“Canonico”: fate largo a don Michele

Ecco a voi il protagonista della prima fiction di Tv2000

Michele La Ginestra
16 Dicembre 2021 alle 12:10

«Tra un Rosario e una coroncina arriviamo noi… Hai visto mai che riusciamo a strappare una risata a chi ci guarda?». È con l’allegria che lo contraddistingue che Michele La Ginestra annuncia l’arrivo di “Canonico”, la prima serie tv realizzata per Tv2000, in onda dal lunedì al venerdì alle 19.30, dal 14 dicembre. Lui ne è protagonista nei panni di don Michele: «Il parroco che tutti vorrebbero avere: sorridente, uno che ce la mette tutta e rimane positivo anche davanti ai dubbi e alle difficoltà con la sicurezza di chi sa di avere trovato la sua strada».

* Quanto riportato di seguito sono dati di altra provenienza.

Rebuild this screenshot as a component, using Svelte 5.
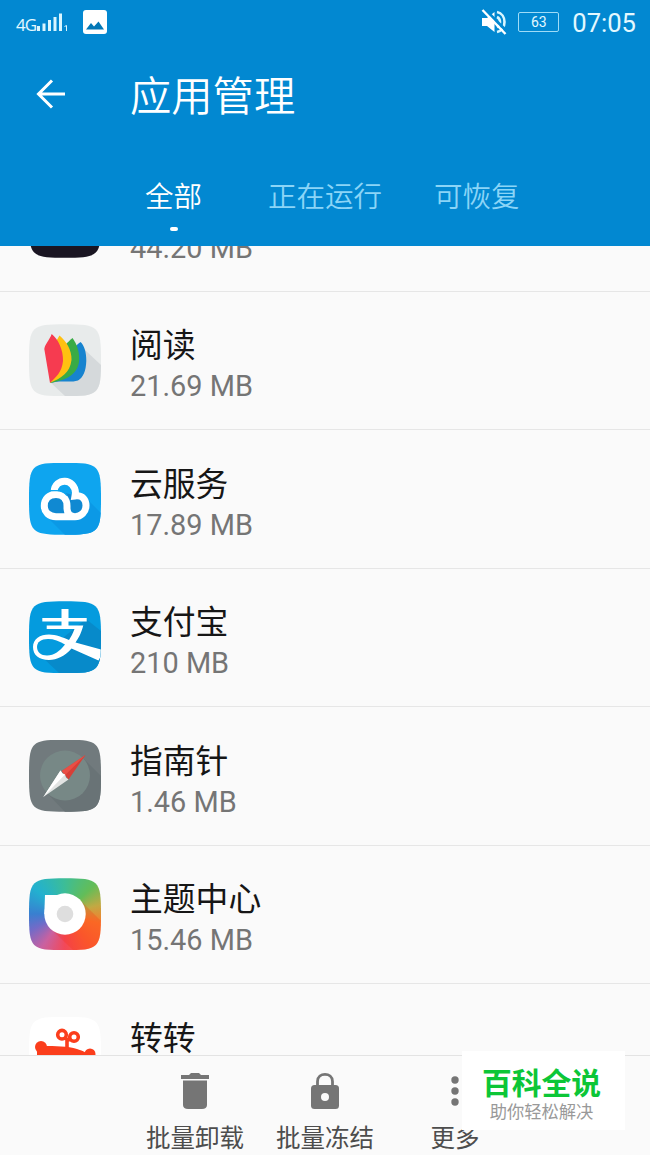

Tra i preti del nostro immaginario televisivo ci sono don Matteo e don Camillo: uno indaga e l’altro parla con il crocifisso.
«Don Michele non fa nessuna di queste cose. Come dicevo, è uno normale. Se proprio vogliamo cercare un riferimento, suggerirei il sacerdote che porto in scena da vent’anni nel mio one man show».

E che è sul palcoscenico anche in questi giorni…
«Sì, a Roma, al Teatro 7 di cui sono anche direttore artistico. Lo spettacolo si intitola: “È cosa buona e giusta”».

Come è nata l’idea di trasformare un sacerdote in un personaggio teatrale e televisivo?
«Vengo dall’oratorio, quello della parrocchia dei Sette Santi Fondatori che ora è diventato, per l’appunto, il Teatro 7. Mi piaceva l’idea di un prete che, sul palcoscenico, può dire quelle cose che non può dire dal pulpito».

Per esempio?
«Invitare due che vogliono sposarsi a non farlo. Lo so, sembra un controsenso, ma magari un sacerdote vorrebbe farlo per far capire ai due fidanzati l’importanza del matrimonio cristiano. È un sacramento in cui chiami il Signore a garanzia del tuo rapporto. Un po’ come quando un bambino ha una cosa a cui tiene tanto e chiede al papà di tenergliela perché ha paura che possa rovinarsi».

Torniamo al protagonista di “Canonico”: cosa possiamo raccontare del suo don Michele?
«È un ex pilota di aerei, è stato missionario ed è appena arrivato in parrocchia».

Ed è romano.
«Non lo diciamo esplicitamente ma si sente, io sono romano, parlo così. Però, siamo onesti, il nostro dialetto non è fastidioso. E, in certe occasioni, ci permette di essere particolarmente efficaci: “Ma che stai a di’?” è molto più incisivo di “Che cosa stai dicendo?” (ride)».

Come diceva prima, don Michele ha anche dei dubbi.
«Non riguardano la sua fede, che non è mai messa in discussione, sono i dubbi di qualsiasi essere umano. Quando si trova davanti a un uomo che ha ucciso i suoi figli e che, in punto di morte, chiede di essere perdonato, lui sa che, come sacerdote, quel perdono deve concederlo ma, come uomo, fa fatica ad accettarlo. Il mio auspicio è che don Michele sia illuminante per tanti detentori di certezze».